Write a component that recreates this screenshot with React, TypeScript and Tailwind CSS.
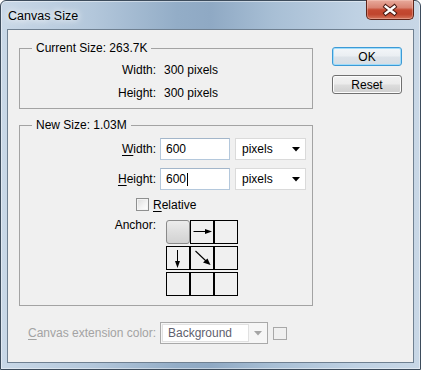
import React from "react";

function Cell({ children, selected }: { children?: React.ReactNode; selected?: boolean }) {
  if (selected) {
    return (
      <div className="h-[24px] w-[24px] rounded-[3px] border border-[#8a8a8a] bg-[linear-gradient(180deg,#ececec_0%,#dedede_50%,#d2d2d2_100%)]" />
    );
  }
  return <div className="h-[24px] w-[24px] border border-black">{children}</div>;
}

export default function App() {
  return (
    <div className="h-[370px] w-[421px] overflow-hidden bg-white font-['Liberation_Sans',Arial,sans-serif] text-[12px] text-black">
      <div className="flex h-full flex-col rounded-t-[6px] border border-[#3d4c5c] bg-[linear-gradient(90deg,#c9d8e7_0%,#b3c7db_22%,#93adc7_42%,#8fa9c4_50%,#a8bfd5_65%,#bfd1e3_85%,#c8d7e6_100%)] shadow-[inset_0_0_0_1px_rgba(255,255,255,0.45)]">
        {/* title bar */}
        <div className="flex h-[28px] items-start justify-between">
          <div className="pl-[7px] pt-[7px] leading-[16px] text-[12.5px] text-black [text-shadow:0_0_6px_#ffffff,0_0_10px_#ffffff]">
            Canvas Size
          </div>
          <div className="mr-[6px] mt-[-1px] flex h-[20px] w-[48px] items-center justify-center rounded-b-[5px] border border-t-0 border-[#5e2419] bg-[linear-gradient(180deg,#e8aa9c_0%,#d98473_40%,#c54a32_52%,#c0452d_75%,#d4745b_100%)] shadow-[inset_0_0_0_1px_rgba(255,220,210,0.35)]">
            <svg width="48" height="20" viewBox="0 0 48 20">
              <path d="M19.5 6.5 L28.5 13.5 M28.5 6.5 L19.5 13.5" stroke="#4a1a12" strokeWidth="4.6" strokeLinecap="square" />
              <path d="M19.5 6.5 L28.5 13.5 M28.5 6.5 L19.5 13.5" stroke="#ffffff" strokeWidth="2.6" strokeLinecap="square" />
            </svg>
          </div>
        </div>

        {/* client area */}
        <div className="mx-[6px] mb-[6px] flex flex-1 flex-col border border-[#6f8091] bg-[#f0f0f0]">
          <div className="flex pl-[11px]">
            {/* left column */}
            <div className="w-[294px] pt-[11px]">
              <fieldset className="border border-[#a3a3a3] px-0 pb-[7px] pt-[7px]">
                <legend className="ml-[12px] px-[4px] leading-[14px]">Current Size: 263.7K</legend>
                <div className="flex flex-col gap-[7px] leading-[16px]">
                  <div className="flex">
                    <div className="w-[136px] text-right">Width:</div>
                    <div className="ml-[8px]">300 pixels</div>
                  </div>
                  <div className="flex">
                    <div className="w-[136px] text-right">Height:</div>
                    <div className="ml-[8px]">300 pixels</div>
                  </div>
                </div>
              </fieldset>

              <fieldset className="mt-[9px] border border-[#a3a3a3] px-0 pb-[9px] pt-[6px]">
                <legend className="ml-[12px] px-[4px] leading-[14px]">New Size: 1.03M</legend>
                <div className="flex h-[22px] items-center">
                  <div className="w-[136px] text-right">
                    <span className="underline underline-offset-2">W</span>idth:
                  </div>
                  <div className="ml-[4px] flex h-[22px] w-[70px] items-center border border-[#b4c8dc] border-t-[#a3b6ca] bg-white pl-[5px]">
                    600
                  </div>
                  <div className="ml-[5px] flex h-[22px] w-[71px] items-center justify-between border border-[#dadada] bg-white pl-[6px] pr-[5px]">
                    <span>pixels</span>
                    <svg width="8" height="5" viewBox="0 0 8 5">
                      <path d="M0 0 H8 L4 4.5 Z" fill="#000" />
                    </svg>
                  </div>
                </div>
                <div className="mt-[8px] flex h-[22px] items-center">
                  <div className="w-[136px] text-right">
                    <span className="underline underline-offset-2">H</span>eight:
                  </div>
                  <div className="ml-[4px] flex h-[22px] w-[70px] items-center border border-[#b4c8dc] border-t-[#a3b6ca] bg-white pl-[5px]">
                    600
                    <span className="ml-px inline-block h-[13px] w-px bg-black" />
                  </div>
                  <div className="ml-[5px] flex h-[22px] w-[71px] items-center justify-between border border-[#dadada] bg-white pl-[6px] pr-[5px]">
                    <span>pixels</span>
                    <svg width="8" height="5" viewBox="0 0 8 5">
                      <path d="M0 0 H8 L4 4.5 Z" fill="#000" />
                    </svg>
                  </div>
                </div>
                <div className="mt-[8px] flex h-[13px] items-center">
                  <div className="ml-[116px] h-[13px] w-[13px] border border-[#8e8f8f] bg-[linear-gradient(135deg,#dcdcdc_0%,#f4f4f4_60%,#ffffff_100%)] shadow-[inset_0_0_0_1px_#f4f4f4]" />
                  <div className="ml-[4px] leading-[14px]">
                    <span className="underline underline-offset-2">R</span>elative
                  </div>
                </div>
                <div className="mt-[9px] flex items-start">
                  <div className="mt-[-3px] w-[136px] text-right leading-[16px]">Anchor:</div>
                  <div className="ml-[10px] grid grid-cols-[24px_24px_24px] gap-y-[2px]">
                    <Cell selected />
                    <Cell>
                      <svg width="22" height="22" viewBox="0 0 22 22">
                        <path d="M2.5 10.5 H16" stroke="#000" strokeWidth="1" />
                        <path d="M14 8 L21 10.5 L14 13 Z" fill="#000" />
                      </svg>
                    </Cell>
                    <Cell />
                    <Cell>
                      <svg width="22" height="22" viewBox="0 0 22 22">
                        <path d="M10.5 3 V16" stroke="#000" strokeWidth="1" />
                        <path d="M8 14 L10.5 21 L13 14 Z" fill="#000" />
                      </svg>
                    </Cell>
                    <Cell>
                      <svg width="22" height="22" viewBox="0 0 22 22">
                        <path d="M4.5 4 L15 14" stroke="#000" strokeWidth="1.1" />
                        <path d="M12 15.5 L19.5 18 L16.5 11.5 Z" fill="#000" />
                      </svg>
                    </Cell>
                    <Cell />
                    <Cell />
                    <Cell />
                    <Cell />
                  </div>
                </div>
              </fieldset>
            </div>

            {/* right column: buttons */}
            <div className="ml-[19px] flex w-[70px] flex-col gap-[9px] pt-[17px]">
              <div className="flex h-[19px] items-center justify-center rounded-[3px] border border-[#3c9ad6] bg-[linear-gradient(180deg,#f3f6f9_0%,#eaeef2_48%,#dde3e9_52%,#d6dde4_100%)] leading-[14px] shadow-[inset_0_0_0_1px_#9fdcfa]">
                OK
              </div>
              <div className="flex h-[19px] items-center justify-center rounded-[3px] border border-[#707070] bg-[linear-gradient(180deg,#f2f2f2_0%,#ebebeb_48%,#dddddd_52%,#cfcfcf_100%)] leading-[14px] shadow-[inset_0_0_0_1px_#fcfcfc]">
                Reset
              </div>
            </div>
          </div>

          {/* bottom row */}
          <div className="mt-[16px] flex items-center pl-[20px]">
            <div className="w-[132px] shrink-0 whitespace-nowrap text-[#a3a3a3]">
              <span className="underline underline-offset-2">C</span>anvas extension color:
            </div>
            <div className="flex h-[22px] w-[108px] shrink-0 items-center border border-[#a9a9a9] bg-[#f6f6f6] p-px">
              <div className="flex h-full w-[87px] items-center border border-[#e1e1e1] bg-white pl-[5px] text-[#5f5f6e]">
                Background
              </div>
              <div className="flex flex-1 items-center justify-center">
                <svg width="8" height="5" viewBox="0 0 8 5">
                  <path d="M0 0 H8 L4 4.5 Z" fill="#a5a5a5" />
                </svg>
              </div>
            </div>
            <div className="ml-[5px] h-[13px] w-[14px] shrink-0 border border-[#a8a8a8]" />
          </div>
        </div>
      </div>
    </div>
  );
}
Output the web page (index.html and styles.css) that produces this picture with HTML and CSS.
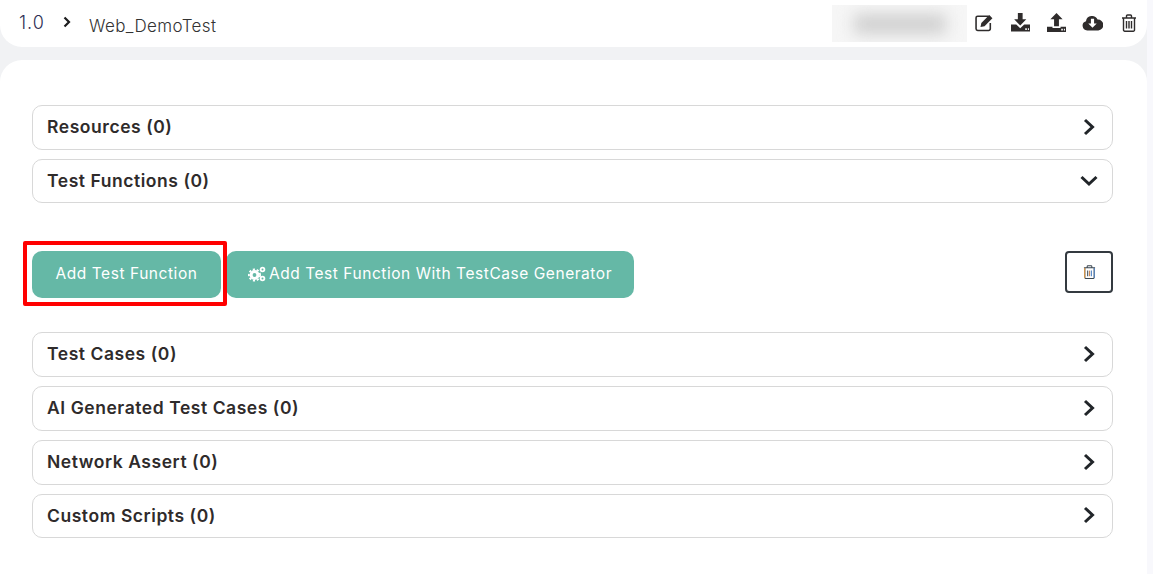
FILE: index.html
```html
<!DOCTYPE html>
<html lang="en">
<head>
<meta charset="utf-8">
<title>Web_DemoTest</title>
<link rel="stylesheet" href="styles.css">
</head>
<body>
<div class="page">
  <header class="topbar">
    <nav class="crumbs">
      <span class="crumb-version">1.0</span>
      <svg class="crumb-sep" viewBox="0 0 10 12"><path d="M2.500 1.500 7 6l-4.500 4.500" fill="none" stroke="#1d1d1f" stroke-width="2.200"/></svg>
      <span class="crumb-name">Web_DemoTest</span>
    </nav>
    <div class="tools">
      <div class="blurbox"><div class="blurred"></div></div>
      <div class="tool-icons">
        <svg class="tool" viewBox="1 0 18 18"><path d="M14 3H3.500A1.500 1.500 0 0 0 2 4.500v10.500A1.500 1.500 0 0 0 3.500 16.500h10.500a1.500 1.500 0 0 0 1.500-1.500V9.500" fill="none" stroke="#2f2c2c" stroke-width="1.500"/><path d="M7 9.500 14.500 2l3 3L10 12.500l-3.800.8z" fill="#2f2c2c"/></svg>
        <svg class="tool" viewBox="1 0 18 18"><path d="M7.500 0h4.500v6h3.500L9.750 11.800 4 6h3.500zM1 11h5l3.750 3.500L13.500 11H19v6.500H1z" fill="#2f2c2c"/><path d="M14.500 14.500h1.500V16h-1.500zM17 14.500h1V16h-1z" fill="#fff"/></svg>
        <svg class="tool" viewBox="1 0 18 18"><path d="M10 0l5.800 6h-3.500v6.500H7.700V6H4.200zM1 13h5.200v1.200h7.600V13H19v5H1z" fill="#2f2c2c"/><path d="M14.500 15h1.500v1.500h-1.500zM17 15h1v1.500h-1z" fill="#fff"/></svg>
        <svg class="tool tool-cloud" viewBox="1 0 18 18"><path d="M5 16.500a4.500 4.500 0 0 1-1.200-8.800 5.800 5.800 0 0 1 11-1.500 4.500 4.500 0 0 1 .7 10.300z" fill="#2f2c2c"/><path d="M8.500 5.500h3V10h2.500L10 14 6 10h2.500z" fill="#fff"/></svg>
        <svg class="tool-trash" viewBox="0 0 16 18"><path d="M1 4h14M5.500 4V2a1 1 0 0 1 1-1h3a1 1 0 0 1 1 1v2M2.500 4v12a1.200 1.200 0 0 0 1.200 1.200h8.600a1.200 1.200 0 0 0 1.200-1.200V4M5.500 7v7.500M8 7v7.500M10.500 7v7.500" fill="none" stroke="#2f2c2c" stroke-width="1.400"/></svg>
      </div>
    </div>
  </header>

  <main class="card">
    <section class="group">
      <div class="row"><span class="row-title">Resources (0)</span><svg class="chev" viewBox="0 0 16 18"><path d="M4 2l7.500 7L4 16" fill="none" stroke="#212529" stroke-width="3"/></svg></div>
      <div class="row row-short"><span class="row-title">Test Functions (0)</span><svg class="chev-down" viewBox="0 0 18 12"><path d="M1.500 2l7.500 7 7.500-7" fill="none" stroke="#212529" stroke-width="3"/></svg></div>
    </section>

    <section class="actions">
      <div class="action-buttons">
        <div class="highlight"><button class="btn btn-add">Add Test Function</button></div>
        <button class="btn btn-gen">
          <svg class="cogs" viewBox="0 0 18 16"><circle cx="6.500" cy="9" r="3.400" fill="none" stroke="#fff" stroke-width="3"/><circle cx="6.500" cy="9" r="5.600" fill="none" stroke="#fff" stroke-width="1.800" stroke-dasharray="2.200 1.800"/><circle cx="14.500" cy="3.500" r="1.900" fill="none" stroke="#fff" stroke-width="1.800"/><circle cx="14.500" cy="12.500" r="1.900" fill="none" stroke="#fff" stroke-width="1.800"/></svg>
          <span>Add Test Function With TestCase Generator</span>
        </button>
      </div>
      <button class="btn-del" aria-label="Delete">
        <svg viewBox="0 0 14 15"><path d="M1 3h12M4.500 3V1.500a.8.800 0 0 1 .8-.8h3.400a.8.800 0 0 1 .8.800V3M2 3v10.500a1 1 0 0 0 1 1h8a1 1 0 0 0 1-1V3" fill="none" stroke="#3a4650" stroke-width="1.100"/><path d="M1.800 3v11" stroke="#e79a3f" stroke-width="1"/><path d="M5 6v6" stroke="#4a5a66" stroke-width="1.200"/><path d="M7 6v6" stroke="#c98a5a" stroke-width="1.200"/><path d="M9 6v6" stroke="#4f83c4" stroke-width="1.200"/><path d="M12.200 3v11" stroke="#4f83c4" stroke-width="1"/></svg>
      </button>
    </section>

    <section class="group">
      <div class="row"><span class="row-title">Test Cases (0)</span><svg class="chev" viewBox="0 0 16 18"><path d="M4 2l7.500 7L4 16" fill="none" stroke="#212529" stroke-width="3"/></svg></div>
      <div class="row"><span class="row-title">AI Generated Test Cases (0)</span><svg class="chev" viewBox="0 0 16 18"><path d="M4 2l7.500 7L4 16" fill="none" stroke="#212529" stroke-width="3"/></svg></div>
      <div class="row"><span class="row-title">Network Assert (0)</span><svg class="chev" viewBox="0 0 16 18"><path d="M4 2l7.500 7L4 16" fill="none" stroke="#212529" stroke-width="3"/></svg></div>
      <div class="row row-short"><span class="row-title">Custom Scripts (0)</span><svg class="chev" viewBox="0 0 16 18"><path d="M4 2l7.500 7L4 16" fill="none" stroke="#212529" stroke-width="3"/></svg></div>
    </section>
  </main>
</div>
</body>
</html>
```

FILE: styles.css
```css
*, *::before, *::after { box-sizing: border-box; }
html, body { margin: 0; height: 100%; }
body {
  background: #f8f8fc;
  font-family: "Inter", "Noto Sans", sans-serif;
  color: #2e2a2a;
  overflow: hidden;
}
.page {
  width: 1147px;
  height: 574px;
  background: #f1f2f4;
  display: flex;
  flex-direction: column;
  gap: 13px;
}
.topbar {
  height: 47px;
  background: #fff;
  border-radius: 0 0 22px 22px;
  display: flex;
  align-items: center;
  justify-content: space-between;
  padding: 0 10px 0 19px;
}
.crumbs { display: flex; align-items: center; }
.crumb-version { font-size: 18px; font-weight: 300; color: #2f2f55; letter-spacing: 1px; width: 41px; margin-bottom: 3px; }
.crumb-sep { width: 10px; height: 12px; margin: 0 0 3px 2px; }
.crumb-name { font-size: 17px; font-weight: 300; color: #333; letter-spacing: 0.4px; margin-left: 17px; margin-top: 5px; }
.tools { display: flex; align-items: center; }
.blurbox {
  width: 135px;
  height: 37px;
  background: #f6f6f6;
  display: flex;
  align-items: center;
  justify-content: center;
  margin-right: 7px;
  overflow: hidden;
}
.blurred {
  width: 92px;
  height: 20px;
  background: #cfcfcf;
  filter: blur(8px);
}
.tool-icons { display: flex; align-items: center; margin-bottom: 2px; }
.tool { width: 21px; height: 19px; margin-right: 15px; display: block; }
.tool-cloud { margin-right: 18px; }
.tool-trash { width: 16px; height: 18px; display: block; }
.card {
  flex: 1;
  background: #fff;
  border-radius: 22px 22px 0 0;
  padding: 45px 34px 0 32px;
}
.group { display: flex; flex-direction: column; gap: 9px; }
.row {
  height: 45px;
  border: 1px solid #d8d8d8;
  border-radius: 10px;
  display: flex;
  align-items: center;
  justify-content: space-between;
  padding: 0 15px 0 14px;
}
.row-short { height: 44px; }
.row-title {
  font-size: 17.500px;
  font-weight: 600;
  color: #2f2b2b;
  letter-spacing: 0.55px;
  margin-bottom: 2px;
}
.chev { width: 16px; height: 18px; display: block; margin-bottom: 2px; }
.chev-down { width: 18px; height: 12px; display: block; margin: 0 -1px 0 0; }
.actions {
  display: flex;
  justify-content: space-between;
  align-items: flex-start;
  margin: 48px 0 34px;
  height: 47px;
}
.action-buttons { display: flex; gap: 5px; }
.highlight { position: relative; }
.highlight::after {
  content: "";
  position: absolute;
  left: -9px;
  top: -10px;
  width: 204px;
  height: 65px;
  border: 4px solid #f00;
  border-radius: 2px;
  pointer-events: none;
}
.btn {
  height: 47px;
  background: #65b8a6;
  color: #fff;
  border: 0;
  border-radius: 10px;
  font-family: inherit;
  font-size: 15.500px;
  letter-spacing: 0.55px;
  padding: 0 0 2px;
  display: flex;
  align-items: center;
  justify-content: center;
}
.btn-add { width: 189px; }
.btn-gen { width: 408px; gap: 3px; }
.cogs { width: 18px; height: 16px; }
.btn-del {
  width: 48px;
  height: 42px;
  background: #fff;
  border: 2px solid #343a40;
  border-radius: 4px;
  padding: 0;
  display: flex;
  align-items: center;
  justify-content: center;
}
.btn-del svg { width: 13px; height: 14px; }
```
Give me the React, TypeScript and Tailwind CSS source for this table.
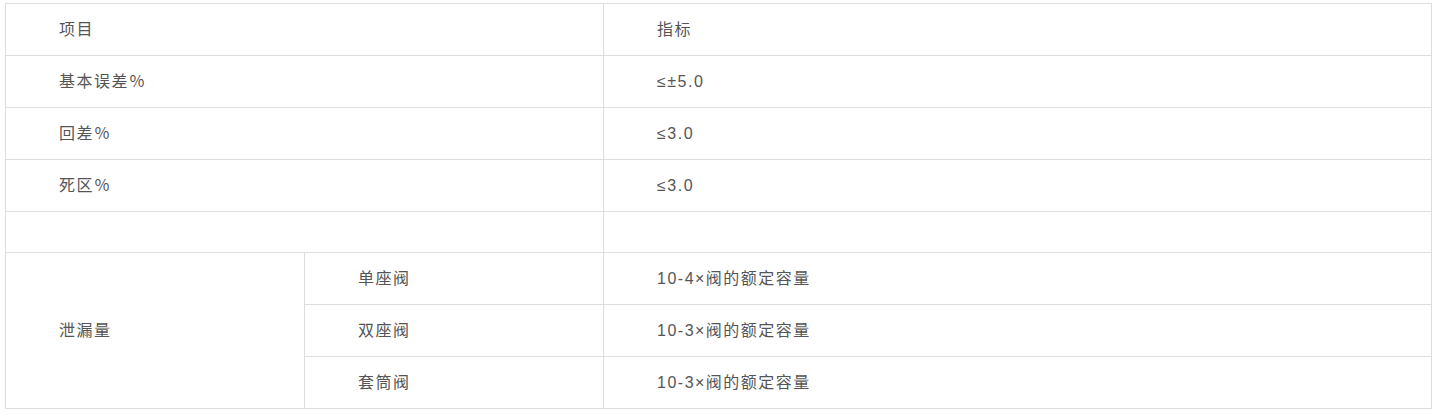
import React from "react";

const cell =
  "border-r border-b border-[#dddddd] flex items-center pl-[53px] text-[16px] tracking-[1.5px] text-[#555555]";

export default function App() {
  return (
    <div className="w-[1435px] h-[418px] bg-white pt-[3px] pl-[5px]" style={{ fontFamily: '"Liberation Sans", Arial, "Noto Sans CJK SC", sans-serif' }}>
      <div className="grid grid-cols-[299px_299px_828px] grid-rows-[52px_52px_52px_52px_41px_52px_52px_52px] border-l border-t border-[#dddddd] w-[1427px]">
        <div className={`${cell} col-span-2`}>项目</div>
        <div className={cell}>指标</div>

        <div className={`${cell} col-span-2`}>基本误差％</div>
        <div className={cell}>≤±5.0</div>

        <div className={`${cell} col-span-2`}>回差％</div>
        <div className={cell}>≤3.0</div>

        <div className={`${cell} col-span-2`}>死区％</div>
        <div className={cell}>≤3.0</div>

        <div className={`${cell} col-span-2`}></div>
        <div className={cell}></div>

        <div className={`${cell} row-span-3`}>泄漏量</div>
        <div className={cell}>单座阀</div>
        <div className={cell}>10-4×阀的额定容量</div>
        <div className={cell}>双座阀</div>
        <div className={cell}>10-3×阀的额定容量</div>
        <div className={cell}>套筒阀</div>
        <div className={cell}>10-3×阀的额定容量</div>
      </div>
    </div>
  );
}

※ ※ ※

*TO DO:* Search the preceding listing for "that" and extract every line where it is found.

*RESPONSE TO THIS EXERCISE:*
Write a component that recreates this screenshot with React, TypeScript and Tailwind CSS.
Output the web page (index.html and styles.css) that produces this picture with HTML and CSS.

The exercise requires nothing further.